Task description ▸ Write out every line of the material as it stands, apart from the pictures.

Data extract ▸
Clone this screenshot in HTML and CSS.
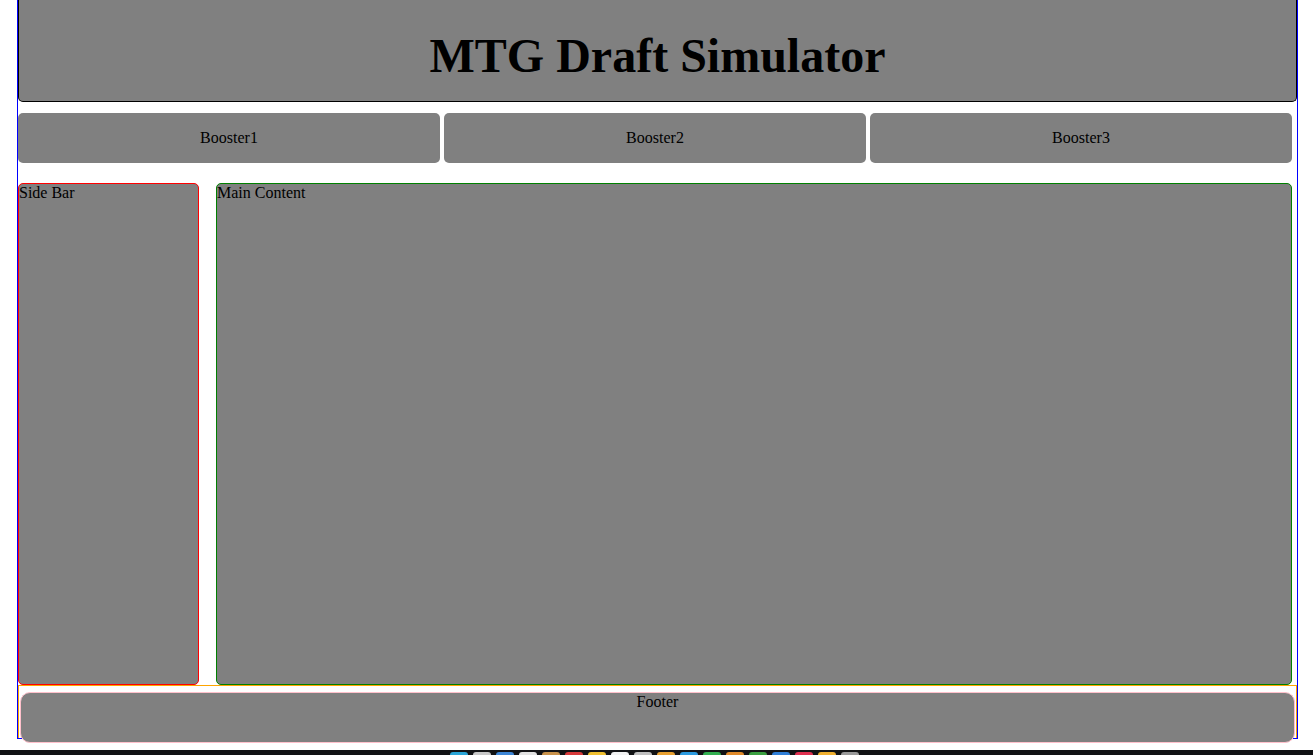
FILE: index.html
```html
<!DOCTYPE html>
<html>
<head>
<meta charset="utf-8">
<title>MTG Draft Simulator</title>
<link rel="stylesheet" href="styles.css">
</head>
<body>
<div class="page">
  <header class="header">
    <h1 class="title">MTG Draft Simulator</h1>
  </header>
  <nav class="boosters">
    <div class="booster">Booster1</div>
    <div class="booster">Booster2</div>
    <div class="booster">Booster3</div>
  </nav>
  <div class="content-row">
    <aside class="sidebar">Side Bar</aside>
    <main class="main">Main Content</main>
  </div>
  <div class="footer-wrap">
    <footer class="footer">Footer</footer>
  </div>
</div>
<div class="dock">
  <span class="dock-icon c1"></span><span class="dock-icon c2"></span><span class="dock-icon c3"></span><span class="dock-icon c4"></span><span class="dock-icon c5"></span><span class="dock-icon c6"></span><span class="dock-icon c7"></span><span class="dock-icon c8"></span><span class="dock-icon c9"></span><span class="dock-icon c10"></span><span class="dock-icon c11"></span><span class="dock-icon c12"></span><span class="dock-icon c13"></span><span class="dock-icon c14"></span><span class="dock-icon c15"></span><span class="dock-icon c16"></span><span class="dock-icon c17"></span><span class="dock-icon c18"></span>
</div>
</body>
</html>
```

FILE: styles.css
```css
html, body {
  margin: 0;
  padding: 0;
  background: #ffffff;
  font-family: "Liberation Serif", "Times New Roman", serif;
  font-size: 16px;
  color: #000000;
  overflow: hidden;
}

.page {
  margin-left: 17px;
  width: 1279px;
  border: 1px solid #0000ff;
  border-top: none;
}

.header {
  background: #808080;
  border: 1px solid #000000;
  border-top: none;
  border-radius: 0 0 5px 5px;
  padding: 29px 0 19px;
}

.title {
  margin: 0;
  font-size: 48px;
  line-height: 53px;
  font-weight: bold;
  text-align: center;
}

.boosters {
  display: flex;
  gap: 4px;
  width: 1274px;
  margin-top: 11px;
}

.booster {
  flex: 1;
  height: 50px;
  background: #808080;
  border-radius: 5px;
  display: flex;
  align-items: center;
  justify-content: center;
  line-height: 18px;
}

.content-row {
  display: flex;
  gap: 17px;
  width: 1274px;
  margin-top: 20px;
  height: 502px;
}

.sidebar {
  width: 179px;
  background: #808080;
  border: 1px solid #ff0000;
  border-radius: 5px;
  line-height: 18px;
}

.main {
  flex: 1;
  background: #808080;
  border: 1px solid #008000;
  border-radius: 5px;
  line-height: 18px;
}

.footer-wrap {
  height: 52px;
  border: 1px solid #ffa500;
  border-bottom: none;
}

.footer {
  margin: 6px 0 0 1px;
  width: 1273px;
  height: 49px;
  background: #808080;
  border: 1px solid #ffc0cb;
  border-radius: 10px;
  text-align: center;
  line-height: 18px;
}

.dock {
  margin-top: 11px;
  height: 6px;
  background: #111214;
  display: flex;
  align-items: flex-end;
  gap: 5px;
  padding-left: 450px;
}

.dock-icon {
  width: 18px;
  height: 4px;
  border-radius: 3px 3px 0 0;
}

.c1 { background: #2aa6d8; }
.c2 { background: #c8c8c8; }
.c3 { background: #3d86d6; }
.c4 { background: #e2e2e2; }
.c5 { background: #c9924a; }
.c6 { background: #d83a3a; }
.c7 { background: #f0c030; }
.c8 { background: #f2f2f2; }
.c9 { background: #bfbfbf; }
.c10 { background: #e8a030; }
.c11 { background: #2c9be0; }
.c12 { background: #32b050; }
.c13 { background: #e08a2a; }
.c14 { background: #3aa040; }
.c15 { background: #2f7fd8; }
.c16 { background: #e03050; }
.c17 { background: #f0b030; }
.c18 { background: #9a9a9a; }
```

Written answer ▸
Clone this screenshot in HTML and CSS.
FILE: index.html
```html
<!DOCTYPE html>
<html>
<head>
<meta charset="utf-8">
<title>MTG Draft Simulator</title>
<link rel="stylesheet" href="styles.css">
</head>
<body>
<div class="page">
  <header class="header">
    <h1 class="title">MTG Draft Simulator</h1>
  </header>
  <nav class="boosters">
    <div class="booster">Booster1</div>
    <div class="booster">Booster2</div>
    <div class="booster">Booster3</div>
  </nav>
  <div class="content-row">
    <aside class="sidebar">Side Bar</aside>
    <main class="main">Main Content</main>
  </div>
  <div class="footer-wrap">
    <footer class="footer">Footer</footer>
  </div>
</div>
<div class="dock">
  <span class="dock-icon c1"></span><span class="dock-icon c2"></span><span class="dock-icon c3"></span><span class="dock-icon c4"></span><span class="dock-icon c5"></span><span class="dock-icon c6"></span><span class="dock-icon c7"></span><span class="dock-icon c8"></span><span class="dock-icon c9"></span><span class="dock-icon c10"></span><span class="dock-icon c11"></span><span class="dock-icon c12"></span><span class="dock-icon c13"></span><span class="dock-icon c14"></span><span class="dock-icon c15"></span><span class="dock-icon c16"></span><span class="dock-icon c17"></span><span class="dock-icon c18"></span>
</div>
</body>
</html>
```

FILE: styles.css
```css
html, body {
  margin: 0;
  padding: 0;
  background: #ffffff;
  font-family: "Liberation Serif", "Times New Roman", serif;
  font-size: 16px;
  color: #000000;
  overflow: hidden;
}

.page {
  margin-left: 17px;
  width: 1279px;
  border: 1px solid #0000ff;
  border-top: none;
}

.header {
  background: #808080;
  border: 1px solid #000000;
  border-top: none;
  border-radius: 0 0 5px 5px;
  padding: 29px 0 19px;
}

.title {
  margin: 0;
  font-size: 48px;
  line-height: 53px;
  font-weight: bold;
  text-align: center;
}

.boosters {
  display: flex;
  gap: 4px;
  width: 1274px;
  margin-top: 11px;
}

.booster {
  flex: 1;
  height: 50px;
  background: #808080;
  border-radius: 5px;
  display: flex;
  align-items: center;
  justify-content: center;
  line-height: 18px;
}

.content-row {
  display: flex;
  gap: 17px;
  width: 1274px;
  margin-top: 20px;
  height: 502px;
}

.sidebar {
  width: 179px;
  background: #808080;
  border: 1px solid #ff0000;
  border-radius: 5px;
  line-height: 18px;
}

.main {
  flex: 1;
  background: #808080;
  border: 1px solid #008000;
  border-radius: 5px;
  line-height: 18px;
}

.footer-wrap {
  height: 52px;
  border: 1px solid #ffa500;
  border-bottom: none;
}

.footer {
  margin: 6px 0 0 1px;
  width: 1273px;
  height: 49px;
  background: #808080;
  border: 1px solid #ffc0cb;
  border-radius: 10px;
  text-align: center;
  line-height: 18px;
}

.dock {
  margin-top: 11px;
  height: 6px;
  background: #111214;
  display: flex;
  align-items: flex-end;
  gap: 5px;
  padding-left: 450px;
}

.dock-icon {
  width: 18px;
  height: 4px;
  border-radius: 3px 3px 0 0;
}

.c1 { background: #2aa6d8; }
.c2 { background: #c8c8c8; }
.c3 { background: #3d86d6; }
.c4 { background: #e2e2e2; }
.c5 { background: #c9924a; }
.c6 { background: #d83a3a; }
.c7 { background: #f0c030; }
.c8 { background: #f2f2f2; }
.c9 { background: #bfbfbf; }
.c10 { background: #e8a030; }
.c11 { background: #2c9be0; }
.c12 { background: #32b050; }
.c13 { background: #e08a2a; }
.c14 { background: #3aa040; }
.c15 { background: #2f7fd8; }
.c16 { background: #e03050; }
.c17 { background: #f0b030; }
.c18 { background: #9a9a9a; }
```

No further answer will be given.